Opinion

We’re not always selling what we’re selling

By taking a look back to a time when popcorn wasn't a traditional cinema snack, Dave Trott teases out the 2-for-1 deal's origin story

In 1885, Charles Cretor invented the portable corn-popping machine. Ordinary, working class people loved it.

Popcorn was cheap, hot and fresh, it smelled and tasted delicious, it was an immediate hit at fairs and circuses.

Which is why it was banned from cinemas.

Cinemas saw themselves much more like theatres, for the educated middle class, and didn’t want to attract ordinary people.

Movies were silent, accompanied only by a piano.

You had to be literate, able to read the title-cards to appreciate the dialogue. They didn’t want illiterate people who had to have the titles read aloud to them.

Cinemas had carpets and plush seats, like proper theatres.

They didn’t want the noise and mess of snack eating.

So, if popcorn, and the sort of people who ate it, weren’t welcome in cinemas, what happened to change that?

Talking pictures happened, and that changed cinemas.

Now films weren’t just for educated people who could read.

Ordinary, uneducated people were attracted to movies, and started to sneak popcorn in.

Popcorn sellers realised this and set up carts nearby.

But cinemas still banned noisy, smelly popcorn, so what happened to change it? The depression happened.

In the 1930s, people were out of work, which meant cinemas were selling less tickets.

They had to find another way to stay in business, that’s when they discovered popcorn.

Suddenly they weren’t so choosy about their clientele’s habits.

They realised the popcorn sellers outside in the street were making money that the cinemas could have, so they began to sell popcorn inside, in the foyer.

And when they discovered the mark-up on a bag of popcorn was 85%, they realised that they could make as much money from concession sales as from ticket sales.

In fact, 46% of most cinemas’ profits came from popcorn sales.

And food and drink concessions became something for them to encourage instead of ban.

Nearly a hundred years later that’s still true.

Compare the Market gives customers 2-for-1 cinema tickets on Tuesday or Wednesday.
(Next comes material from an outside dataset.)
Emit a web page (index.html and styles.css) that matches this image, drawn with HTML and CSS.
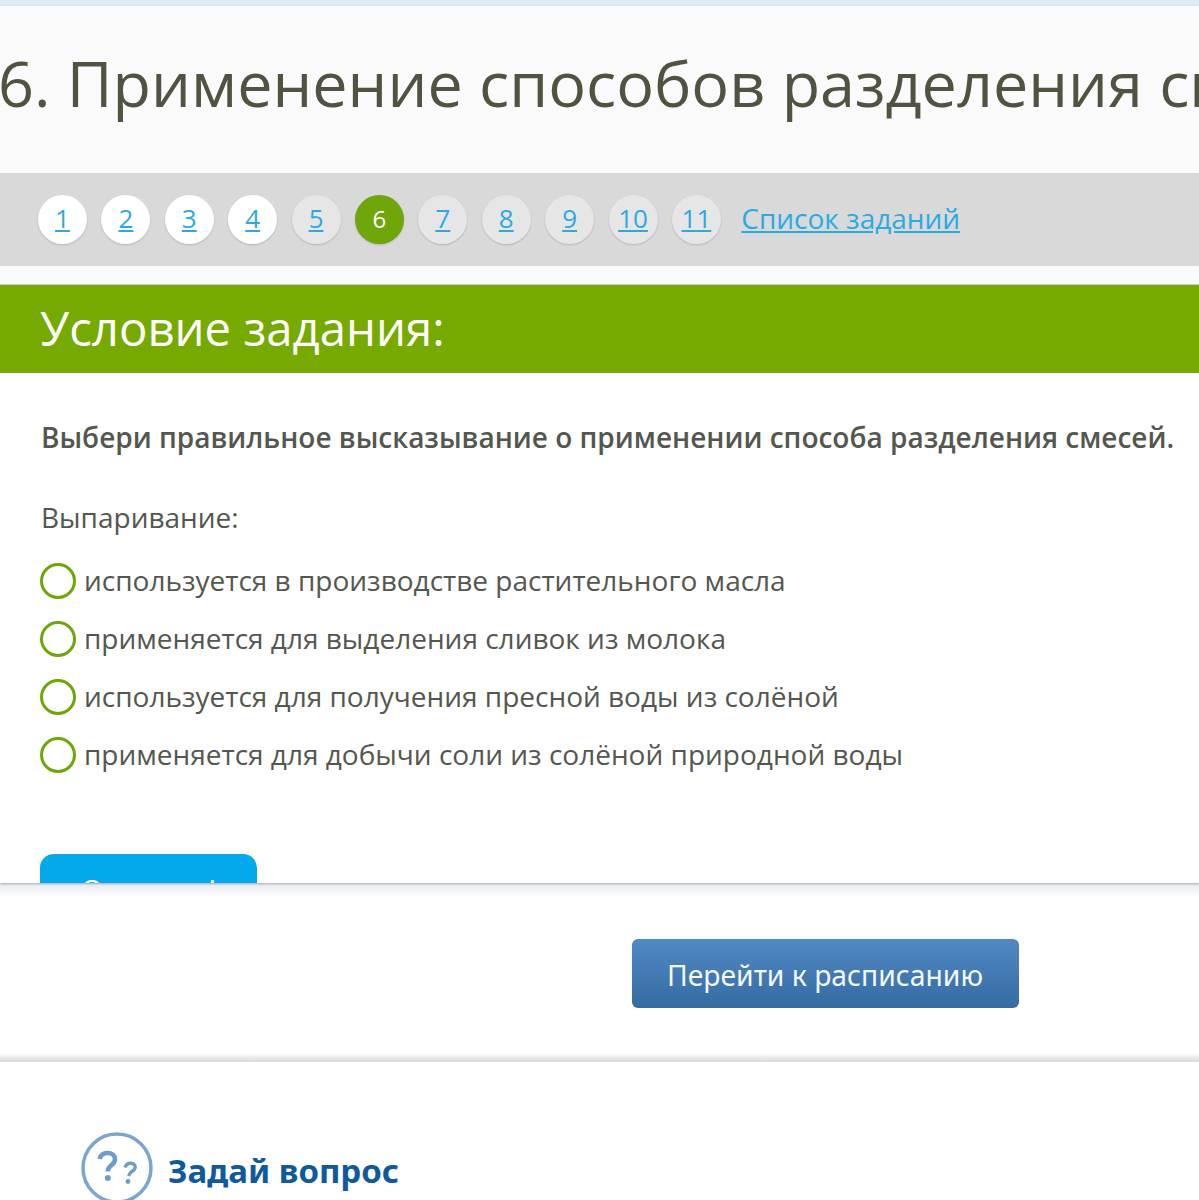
FILE: index.html
```html
<!DOCTYPE html>
<html lang="ru">
<head>
<meta charset="utf-8">
<title>Условие задания</title>
<link rel="stylesheet" href="styles.css">
</head>
<body>
<div class="top-strip"></div>
<main class="task">
  <header class="title-block">
    <h1 class="title">6. Применение способов разделения смесей</h1>
  </header>
  <nav class="pager">
    <a class="dot done" href="#">1</a>
    <a class="dot done" href="#">2</a>
    <a class="dot done" href="#">3</a>
    <a class="dot done" href="#">4</a>
    <a class="dot" href="#">5</a>
    <span class="dot current">6</span>
    <a class="dot" href="#">7</a>
    <a class="dot" href="#">8</a>
    <a class="dot" href="#">9</a>
    <a class="dot" href="#">10</a>
    <a class="dot" href="#">11</a>
    <a class="list-link" href="#">Список заданий</a>
  </nav>
  <div class="spacer"></div>
  <h2 class="cond-head">Условие задания:</h2>
  <section class="cond-body">
    <p class="question">Выбери правильное высказывание о применении способа разделения смесей.</p>
    <p class="lead">Выпаривание:</p>
    <ul class="options">
      <li class="option"><span class="radio"></span>используется в производстве растительного масла</li>
      <li class="option"><span class="radio"></span>применяется для выделения сливок из молока</li>
      <li class="option"><span class="radio"></span>используется для получения пресной воды из солёной</li>
      <li class="option"><span class="radio"></span>применяется для добычи соли из солёной природной воды</li>
    </ul>
    <button class="answer" type="button">Ответить!</button>
  </section>
</main>
<div class="schedule">
  <a class="schedule-btn" href="#">Перейти к расписанию</a>
</div>
<footer class="ask">
  <svg class="ask-icon" width="72" height="72" viewBox="0 0 72 72" aria-hidden="true">
    <circle cx="36" cy="36" r="34" fill="#fff" stroke="#7ba6cf" stroke-width="3.5"/>
    <path d="M18.500 27c1-4 4-6 8-6 4.500 0 7.500 2.500 7.500 6.300 0 3-1.600 4.500-3.800 6-2.300 1.600-3.400 2.800-3.400 6.200" fill="none" stroke="#6f9dc8" stroke-width="4.600"/>
    <circle cx="26.800" cy="46" r="3" fill="#6f9dc8"/>
    <path d="M44 35.500c1-2.800 3-4.200 5.500-4.200 2.800 0 4.700 1.500 4.700 3.800 0 2-1.200 3.100-3 4.200-1.900 1.200-3 2.500-3.500 4.700" fill="none" stroke="#6f9dc8" stroke-width="3.400"/>
    <circle cx="47" cy="49.500" r="2.400" fill="#6f9dc8"/>
  </svg>
  <span class="ask-text">Задай вопрос</span>
</footer>
</body>
</html>
```

FILE: styles.css
```css
html, body {
  margin: 0;
  padding: 0;
  height: 1200px;
  overflow: hidden;
  background: #fff;
  font-family: "Open Sans", "Noto Sans", sans-serif;
  color: #50533f;
}
.top-strip {
  height: 6px;
  background: #dcebf5;
}
.task {
  height: 877px;
  overflow: hidden;
  box-shadow: 0 1px 2px rgba(90, 95, 120, .45);
  position: relative;
}
.title-block {
  height: 167px;
  background: #fafafa;
  overflow: hidden;
}
.title {
  margin: 0 0 0 -2px;
  padding-top: 35px;
  font-size: 62.900px;
  line-height: 84px;
  font-weight: 400;
  white-space: nowrap;
  color: #50533f;
}
.pager {
  height: 93px;
  box-sizing: border-box;
  background: #d9d9d9;
  display: flex;
  align-items: center;
  gap: 14.400px;
  padding: 0 0 0 38px;
}
.dot {
  width: 49px;
  height: 49px;
  box-sizing: border-box;
  padding-bottom: 3px;
  border-radius: 50%;
  background: #e6e6e6;
  box-shadow: 0 1px 2px rgba(0, 0, 0, .16);
  display: flex;
  align-items: center;
  justify-content: center;
  font-size: 26px;
  color: #29abe2;
  flex: none;
}
.dot.done { background: #fff; }
.dot.current {
  background: #6fa60a;
  color: #fff;
  font-size: 24px;
}
.list-link {
  font-size: 28px;
  color: #29abe2;
  margin-left: 6px;
  padding-bottom: 3px;
}
.spacer {
  height: 18px;
  background: #fafafa;
  border-bottom: 1px solid #c9cfc0;
}
.cond-head {
  margin: 0;
  height: 88px;
  background: #76aa00;
  color: #fff;
  font-size: 47.300px;
  line-height: 86px;
  font-weight: 400;
  padding-left: 40px;
}
.cond-body {
  padding: 46px 0 0 40px;
  font-size: 28px;
  color: #54574f;
}
.question {
  margin: 0 0 0 1px;
  font-weight: 600;
  line-height: 36px;
  white-space: nowrap;
}
.lead {
  margin: 44px 0 0 1px;
  line-height: 36px;
}
.options {
  list-style: none;
  margin: 16px 0 0;
  padding: 0;
}
.option {
  height: 58px;
  display: flex;
  align-items: center;
  white-space: nowrap;
}
.radio {
  width: 36px;
  height: 36px;
  box-sizing: border-box;
  border: 3.500px solid #6fa60a;
  border-radius: 50%;
  margin: 2px 8px 0 0;
  flex: none;
}
.answer {
  display: block;
  margin-top: 71px;
  width: 217px;
  height: 70px;
  padding: 0;
  border: 0;
  border-radius: 14px;
  background: #04a9ec;
  color: #fff;
  font: 28px "Open Sans", sans-serif;
}
.schedule {
  height: 179px;
  display: flex;
  align-items: flex-start;
  padding: 56px 0 0 631.500px;
  box-sizing: border-box;
  background: linear-gradient(#e6e9ee, #fff 14px, #fff 170px, #dcdce0 178px);
}
.schedule-btn {
  width: 387px;
  height: 69px;
  border-radius: 6px;
  background: linear-gradient(#5189c5, #356ba1);
  color: #f2f8fc;
  font-size: 28.300px;
  line-height: 72px;
  text-align: center;
  text-decoration: none;
  font-family: "Noto Sans", "Open Sans", sans-serif;
}
.ask {
  display: flex;
  align-items: center;
  padding: 70px 0 0 81px;
  gap: 15px;
}
.ask-icon { flex: none; }
.ask-text {
  font-family: "Noto Sans", "Open Sans", sans-serif;
  font-weight: 700;
  font-size: 33px;
  color: #0e5a9c;
  padding-top: 4px;
}
```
But giving away free cinema seats isn’t quite as generous as it sounds.

Because that free seat was probably empty on those midweek nights anyway. And that free seat now sells a lot of popcorn, and cola that otherwise wouldn’t get sold.

So, giving away a free seat is a smart way of increasing profits.

Supermarkets have always known this, it’s called “loss leaders”.

The pages and pages of money-off ads in the daily papers.

Of course, the money-off is only on selected items, and only for a short time.

And, if you only ever bought the money-off items, you’d save a fortune. But no one does that.

They are seduced into the store by the prospect of saving 10p or 15p on the items advertised.

But once they’re inside, they remember all the other things they need, that they might as well get while they’re there.

So they spend a lot more money. And the eventual cost of their basket or trolley will be $10 or $20.

The store’s profit will be many times more than the price cuts that attracted the shopper in the first place.

And that’s why they’re called loss-leaders.

But that’s the thing about advertising.

We’re not always selling what we’re selling.